The house is a 2700 sq ft contemporary with very high ceilings so I do understand that it will take some wood to heat it and keep it warm. What I have been doing to stop the furnace from turning on is just unplugging the wiring harness and usually the house stays around 70-75* using just the boiler depending on what the gf wants. We had the new pex out in and the circulator and heat exchanger put in about 2 months ago and have burned through about 3 cord of wood. Before I continue I will say that the last month or so has been unusually cold around here anywhere from 0 to -7 when I wake up and a high about 10 during the days. I called the guy who did the work respectively just to ask him what was up with the temps and what's going in and he said it was just because it was so cold out and with all the zones in the house calling. Am I expecting too much from the stove? I read about people heating their houses, barns, greenhouses etc with one stove and I feel like that would be impossible here. My gf just wants to wake up in the morning and have a hot shower and I want to make that happen but using the wood boiler instead of our oil tanks. I have pictures I can upload if the forum lets me.
 
[Hearth.com] New to wood boilers:Need some help [Hearth.com] New to wood boilers:Need some help [Hearth.com] New to wood boilers:Need some help
The top pic is the furnace aquastat and temp gauge.
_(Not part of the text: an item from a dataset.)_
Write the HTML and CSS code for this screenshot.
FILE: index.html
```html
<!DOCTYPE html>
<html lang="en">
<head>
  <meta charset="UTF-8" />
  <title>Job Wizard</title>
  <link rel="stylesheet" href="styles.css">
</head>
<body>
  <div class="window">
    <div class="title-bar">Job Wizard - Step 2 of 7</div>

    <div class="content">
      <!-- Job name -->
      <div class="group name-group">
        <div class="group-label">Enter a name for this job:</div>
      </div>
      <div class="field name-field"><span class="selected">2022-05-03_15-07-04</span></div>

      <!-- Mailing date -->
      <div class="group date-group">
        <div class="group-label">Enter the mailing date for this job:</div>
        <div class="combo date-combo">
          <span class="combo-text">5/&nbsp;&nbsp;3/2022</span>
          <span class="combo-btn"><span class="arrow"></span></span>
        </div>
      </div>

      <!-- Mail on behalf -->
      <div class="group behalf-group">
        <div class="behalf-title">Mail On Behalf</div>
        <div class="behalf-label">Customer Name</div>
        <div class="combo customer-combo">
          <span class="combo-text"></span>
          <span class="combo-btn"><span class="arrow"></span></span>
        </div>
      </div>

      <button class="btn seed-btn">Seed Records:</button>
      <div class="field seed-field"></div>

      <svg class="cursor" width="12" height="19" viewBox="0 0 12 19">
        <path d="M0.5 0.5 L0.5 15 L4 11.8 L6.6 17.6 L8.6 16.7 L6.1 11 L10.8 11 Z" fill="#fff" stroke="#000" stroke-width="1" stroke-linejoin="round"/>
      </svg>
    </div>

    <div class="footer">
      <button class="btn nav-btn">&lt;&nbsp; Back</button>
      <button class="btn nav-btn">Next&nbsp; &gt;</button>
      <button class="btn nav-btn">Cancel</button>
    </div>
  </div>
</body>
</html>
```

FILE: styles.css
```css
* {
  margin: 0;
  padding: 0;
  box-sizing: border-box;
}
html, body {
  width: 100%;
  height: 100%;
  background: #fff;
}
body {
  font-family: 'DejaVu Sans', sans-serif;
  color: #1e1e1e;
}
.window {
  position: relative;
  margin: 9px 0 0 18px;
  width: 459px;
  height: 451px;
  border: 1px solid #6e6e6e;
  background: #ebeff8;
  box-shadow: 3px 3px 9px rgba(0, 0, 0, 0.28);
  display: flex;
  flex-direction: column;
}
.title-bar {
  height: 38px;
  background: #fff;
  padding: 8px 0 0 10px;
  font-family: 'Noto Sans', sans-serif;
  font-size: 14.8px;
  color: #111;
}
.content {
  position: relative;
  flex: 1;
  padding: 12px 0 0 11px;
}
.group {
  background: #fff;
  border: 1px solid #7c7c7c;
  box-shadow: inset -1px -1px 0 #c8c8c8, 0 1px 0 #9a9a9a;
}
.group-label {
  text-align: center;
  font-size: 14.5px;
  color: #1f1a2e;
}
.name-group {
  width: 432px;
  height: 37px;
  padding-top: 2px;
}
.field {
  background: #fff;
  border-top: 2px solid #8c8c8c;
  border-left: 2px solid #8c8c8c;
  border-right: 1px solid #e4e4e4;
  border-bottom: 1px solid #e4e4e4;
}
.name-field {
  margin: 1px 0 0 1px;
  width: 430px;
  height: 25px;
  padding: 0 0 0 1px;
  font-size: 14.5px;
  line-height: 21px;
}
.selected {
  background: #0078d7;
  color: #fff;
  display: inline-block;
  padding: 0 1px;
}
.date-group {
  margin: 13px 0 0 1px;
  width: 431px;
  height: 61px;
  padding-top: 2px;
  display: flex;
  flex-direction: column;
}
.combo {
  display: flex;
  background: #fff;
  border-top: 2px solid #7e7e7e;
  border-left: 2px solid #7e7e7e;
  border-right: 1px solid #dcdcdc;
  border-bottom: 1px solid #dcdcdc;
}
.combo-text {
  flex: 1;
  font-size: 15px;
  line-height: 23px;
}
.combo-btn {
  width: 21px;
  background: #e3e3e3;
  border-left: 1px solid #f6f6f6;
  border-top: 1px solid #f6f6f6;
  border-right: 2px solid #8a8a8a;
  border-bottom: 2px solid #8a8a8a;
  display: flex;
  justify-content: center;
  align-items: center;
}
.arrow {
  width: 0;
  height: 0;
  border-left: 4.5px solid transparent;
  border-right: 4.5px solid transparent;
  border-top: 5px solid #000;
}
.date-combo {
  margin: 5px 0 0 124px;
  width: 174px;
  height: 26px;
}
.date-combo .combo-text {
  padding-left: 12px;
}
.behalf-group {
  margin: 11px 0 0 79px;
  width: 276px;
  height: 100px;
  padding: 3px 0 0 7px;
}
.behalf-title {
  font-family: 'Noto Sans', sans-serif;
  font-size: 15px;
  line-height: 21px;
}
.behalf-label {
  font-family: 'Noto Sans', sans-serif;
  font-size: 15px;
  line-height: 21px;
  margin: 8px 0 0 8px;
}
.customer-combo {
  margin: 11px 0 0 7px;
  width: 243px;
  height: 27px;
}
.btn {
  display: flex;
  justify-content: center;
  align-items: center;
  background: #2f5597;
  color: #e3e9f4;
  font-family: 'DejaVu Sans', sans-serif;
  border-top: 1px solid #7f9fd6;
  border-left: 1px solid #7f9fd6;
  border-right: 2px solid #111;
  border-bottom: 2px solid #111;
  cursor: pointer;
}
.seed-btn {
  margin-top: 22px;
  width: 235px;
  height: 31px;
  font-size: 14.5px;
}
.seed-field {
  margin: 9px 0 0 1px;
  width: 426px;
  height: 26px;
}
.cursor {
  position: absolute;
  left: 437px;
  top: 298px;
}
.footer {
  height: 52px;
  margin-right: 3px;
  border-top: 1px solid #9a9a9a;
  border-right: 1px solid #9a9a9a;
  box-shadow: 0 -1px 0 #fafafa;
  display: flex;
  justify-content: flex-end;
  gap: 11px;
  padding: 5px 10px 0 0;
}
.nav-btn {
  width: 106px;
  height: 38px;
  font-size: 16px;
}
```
The second picture is the pump and heat exchanger and the in/out piping. If the pictures don't help I wish I coukd exain more but like I said this is all new to me so I'm learning as I go. I have a general grasp on the concept and the piping but could prob only describe/explain it to a degree.
 
3 cords in 2 months in an OWB at 0F degrees and a biggish house doesn't sound too bad. how much wood are you putting in 4-5 times a day? but sounds like about right for what you have.
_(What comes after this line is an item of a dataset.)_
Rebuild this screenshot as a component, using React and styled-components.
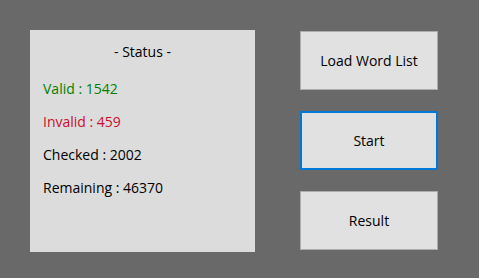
import React from "react";
import styled, { createGlobalStyle } from "styled-components";

const Global = createGlobalStyle`
  html, body { margin: 0; padding: 0; background: #696969; }
  body { font-family: "Open Sans", "Noto Sans", sans-serif; }
`;

const Page = styled.div`
  width: 479px;
  height: 278px;
  background: #696969;
  display: flex;
  align-items: flex-start;
  padding: 30px 0 0 30px;
  box-sizing: border-box;
  gap: 45px;
`;

const Panel = styled.div`
  width: 225px;
  height: 222px;
  background: #dcdcdc;
  box-sizing: border-box;
  padding: 12px 0 0 13px;
  display: flex;
  flex-direction: column;
`;

const Title = styled.div`
  font-size: 14px;
  color: #000;
  text-align: center;
  padding-right: 13px;
  line-height: 20px;
  margin-bottom: 17px;
`;

const Stat = styled.div`
  font-size: 14px;
  line-height: 20px;
  margin-bottom: 13px;
  color: ${(p) => p.$color || "#000"};
`;

const Buttons = styled.div`
  display: flex;
  flex-direction: column;
  gap: 21px;
  margin-top: 1px;
`;

const Button = styled.button`
  width: 138px;
  height: 59px;
  box-sizing: border-box;
  background: #e1e1e1;
  border: ${(p) => (p.$focused ? "2px solid #0078d7" : "1px solid #adadad")};
  font-family: "Open Sans", "Noto Sans", sans-serif;
  font-size: 14px;
  color: #000;
  padding: 0;
  margin: 0;
  cursor: pointer;
  outline: none;
`;

export default function App() {
  return (
    <>
      <Global />
      <Page>
        <Panel>
          <Title>- Status -</Title>
          <Stat $color="#008000">Valid : 1542</Stat>
          <Stat $color="#c8102e">Invalid : 459</Stat>
          <Stat>Checked : 2002</Stat>
          <Stat>Remaining : 46370</Stat>
        </Panel>
        <Buttons>
          <Button>Load Word List</Button>
          <Button $focused>Start</Button>
          <Button>Result</Button>
        </Buttons>
      </Page>
    </>
  );
}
some boiler re-wiring, and maybe piping might be in order, to keep the oil boiler from firing as long as the house stays up to temp, and only allow it to fire if the house temp drops too far.
 
I usually put in an armful of solid size split seasoned hardwood. Overnight I put in the non split round logs hoping for a longer burn time. I'm glad to hear I'm not excessively burning wood, I read people talking about getting 14+ hrs of burn time on one load and got really concerned. In one of those pics you can kinda see there's a copper pipe next to the furnace aquastat. I think that the setup is what is making the furnace come on when it's not supposed to because that pipe is the feed from the well when we call for water in the house and I think that it's dumping cold water over the sensor making it think that the water isn't to temp. But I'm not sure because today I plugged the furnace in just to see what happened when we weren't calling for water and it still fired but as long as you think it's running okay for now and we're still warm I guess I shouldn't be complaining.
 
So you had new underground piping put in? Exactly what type of product is it - because as mentioned above, it certainly isn't all created equal. Are the ends of the whole product exposed at either end you can snap a pic of? Foam insulation or wrapped?
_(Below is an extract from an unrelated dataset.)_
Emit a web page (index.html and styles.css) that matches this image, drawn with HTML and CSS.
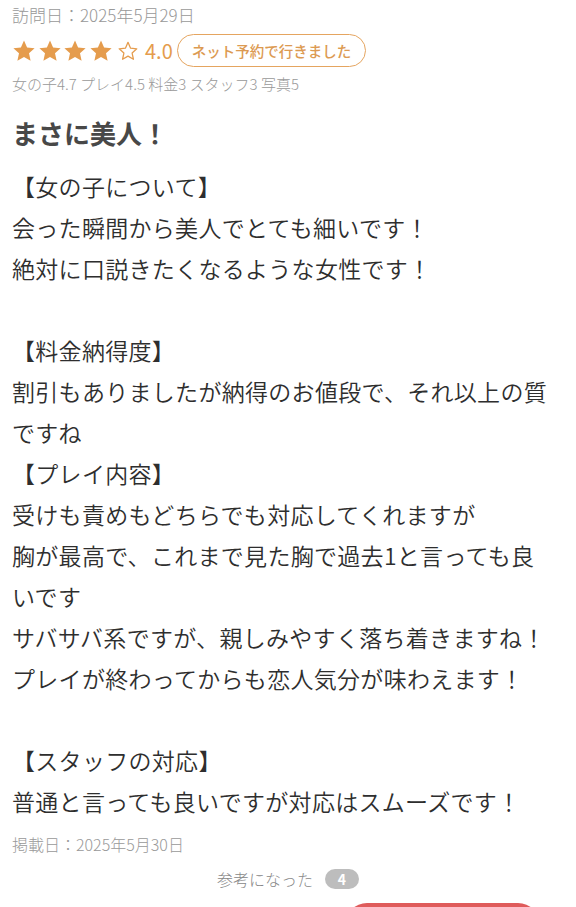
FILE: index.html
```html
<!DOCTYPE html>
<html lang="ja">
<head>
<meta charset="utf-8">
<link rel="stylesheet" href="styles.css">
</head>
<body>
<div class="review">
  <div class="visit">訪問日：2025年5月29日</div>
  <div class="rating">
    <div class="stars">
      <svg class="star" viewBox="0 0 24 24"><polygon points="12,1.5 15.1,8.4 22.6,9.2 17,14.3 18.6,21.7 12,17.9 5.4,21.7 7,14.3 1.4,9.2 8.9,8.4"/></svg>
      <svg class="star" viewBox="0 0 24 24"><polygon points="12,1.5 15.1,8.4 22.6,9.2 17,14.3 18.6,21.7 12,17.9 5.4,21.7 7,14.3 1.4,9.2 8.9,8.4"/></svg>
      <svg class="star" viewBox="0 0 24 24"><polygon points="12,1.5 15.1,8.4 22.6,9.2 17,14.3 18.6,21.7 12,17.9 5.4,21.7 7,14.3 1.4,9.2 8.9,8.4"/></svg>
      <svg class="star" viewBox="0 0 24 24"><polygon points="12,1.5 15.1,8.4 22.6,9.2 17,14.3 18.6,21.7 12,17.9 5.4,21.7 7,14.3 1.4,9.2 8.9,8.4"/></svg>
      <svg class="star empty" viewBox="0 0 24 24"><polygon points="12,2.5 14.8,8.9 21.6,9.6 16.5,14.2 17.9,21 12,17.6 6.1,21 7.5,14.2 2.4,9.6 9.2,8.9"/></svg>
    </div>
    <span class="score">4.0</span>
    <span class="tag">ネット予約で行きました</span>
  </div>
  <div class="scores">女の子4.7 プレイ4.5 料金3 スタッフ3 写真5</div>
  <h1 class="title">まさに美人！</h1>
  <div class="body">
    <p>【女の子について】</p>
    <p>会った瞬間から美人でとても細いです！</p>
    <p>絶対に口説きたくなるような女性です！</p>
    <p class="blank"></p>
    <p>【料金納得度】</p>
    <p>割引もありましたが納得のお値段で、それ以上の質ですね</p>
    <p>【プレイ内容】</p>
    <p>受けも責めもどちらでも対応してくれますが</p>
    <p>胸が最高で、これまで見た胸で過去1と言っても良いです</p>
    <p>サバサバ系ですが、親しみやすく落ち着きますね！</p>
    <p>プレイが終わってからも恋人気分が味わえます！</p>
    <p class="blank"></p>
    <p>【スタッフの対応】</p>
    <p>普通と言っても良いですが対応はスムーズです！</p>
  </div>
  <div class="posted">掲載日：2025年5月30日</div>
  <div class="helpful">
    <span class="helpful-label">参考になった</span>
    <span class="badge">4</span>
  </div>
  <div class="actions">
    <div class="btn-red"></div>
  </div>
</div>
</body>
</html>
```
FILE: styles.css
```css
* { box-sizing: border-box; }
html, body {
  margin: 0;
  padding: 0;
  background: #ffffff;
}
body {
  font-family: "Noto Sans CJK JP", "Noto Sans", sans-serif;
  color: #333333;
  overflow: hidden;
}
.review {
  padding: 0 20px 0 12px;
}
.visit {
  margin-top: 5px;
  font-size: 17px;
  line-height: 20px;
  font-weight: 300;
  color: #999999;
}
.rating {
  margin-top: 9px;
  height: 33px;
  display: flex;
  align-items: center;
}
.stars {
  display: flex;
  align-items: center;
  gap: 1.5px;
}
.star {
  width: 24px;
  height: 24px;
  fill: #e59c4d;
}
.star.empty {
  width: 22px;
  height: 22px;
  margin-left: 3px;
  fill: none;
  stroke: #e59c4d;
  stroke-width: 1.4;
  stroke-linejoin: round;
}
.score {
  margin-left: 6px;
  font-size: 20px;
  font-weight: 400;
  color: #e59c4d;
  line-height: 1;
}
.tag {
  margin-left: 4px;
  height: 33px;
  display: inline-flex;
  align-items: center;
  padding: 0 14px;
  border: 1.6px solid #e5a560;
  border-radius: 17px;
  font-size: 14.5px;
  font-weight: 500;
  color: #dc9a52;
}
.scores {
  margin-top: 7px;
  font-size: 15px;
  line-height: 20px;
  font-weight: 300;
  color: #999999;
}
.title {
  margin: 21px 0 0;
  font-size: 26px;
  line-height: 36px;
  font-weight: 700;
  color: #484848;
}
.body {
  margin-top: 14.5px;
  font-size: 23px;
  letter-spacing: 0.3px;
  line-height: 41px;
  font-weight: 350;
  color: #2e2e2e;
}
.body p {
  margin: 0;
  min-height: 41px;
}
.posted {
  margin-top: 12.5px;
  font-size: 16px;
  line-height: 20px;
  font-weight: 300;
  color: #999999;
}
.helpful {
  margin-top: 13px;
  height: 24px;
  display: flex;
  justify-content: center;
  align-items: center;
  gap: 12px;
  padding-left: 8px;
}
.helpful-label {
  font-size: 16px;
  font-weight: 300;
  color: #888888;
}
.badge {
  width: 34px;
  height: 20px;
  border-radius: 10px;
  background: #bdbdbd;
  color: #ffffff;
  font-size: 14px;
  font-weight: 700;
  display: inline-flex;
  align-items: center;
  justify-content: center;
}
.actions {
  margin-top: 12px;
  display: flex;
  justify-content: flex-end;
  padding-right: 16px;
}
.btn-red {
  width: 195px;
  height: 44px;
  border-radius: 22px;
  background: #df5b5b;
}
```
More temp info might help, like temps in & out of outdoor boiler, temps on each pipe (supply & return) at the basement entrance, in & out of both sides of the heat exchanger, and in & out of the indoor furnace (boiler?). Should be able to find where the heat is going by measuring all the temp diffs, wherever it goes in & out of something - ground, hxs, or boilers/furnaces.
 
I didn't even think of consistently measuring those specific areas to get an idea of where the loss is. Good advice. All I have is a temp gauge in the jacket of the stove and then one more coming in to the furnace. The house stays very warm during the day as mentioned above usually around 70-73 takes a cpl loadings a day. I also thought about digging up the pipe that runs from the boiler to the house and either correcting it or insulating it more. Is that a possibility? We just moved in to the house a cpl months ago and the boiler wasn't set up correctly by the previous homeowners (no heat exchanger, wrong lines not rated for the temps) kind of a nightmare, so we had someone come in and install the heat exchanger and change the pex lines so I'm learning little by little about the system as a whole.
 
So were the underground lines also replaced in the recent work?

3 cords of wood in 2 months with an OWB isn't really bad for an OWB, actually - I guess Karl also pointed that out above, I missed it the first time. Spend some time gathering/assessing temps to get a handle on possible problem spots - your underground might be OK too, don't really know with info so far. Another thing to check out, is if the OWB boiler has return temp protection or not. A steady diet of return water going back into it that is below 140° or so will increase creosote condensation in the firebox & possibly increase firebox corrosion & shorten its lifespan. That can be accomplished with a thermostatic valve, or a near boiler bypass circuit/pump.

I've started using a Maverick ET-732 dual probe BBQ thermometer for temps - just tie/tape the probes right against the pipes under some pipe insulation & watch for a while. Seems to work pretty good. You can leave in one spot for a while then move around to different places over time. Might be other things out there that will work too - typical indoor/outdoor termometers I found didn't quite go high enough in their temp capacities.
 
Looks like you have several circulators on your last photo. Do you have radiators or baseboard heat in the house as well?

3 cords isnt terrible for an OWB in those temps, especially if its green.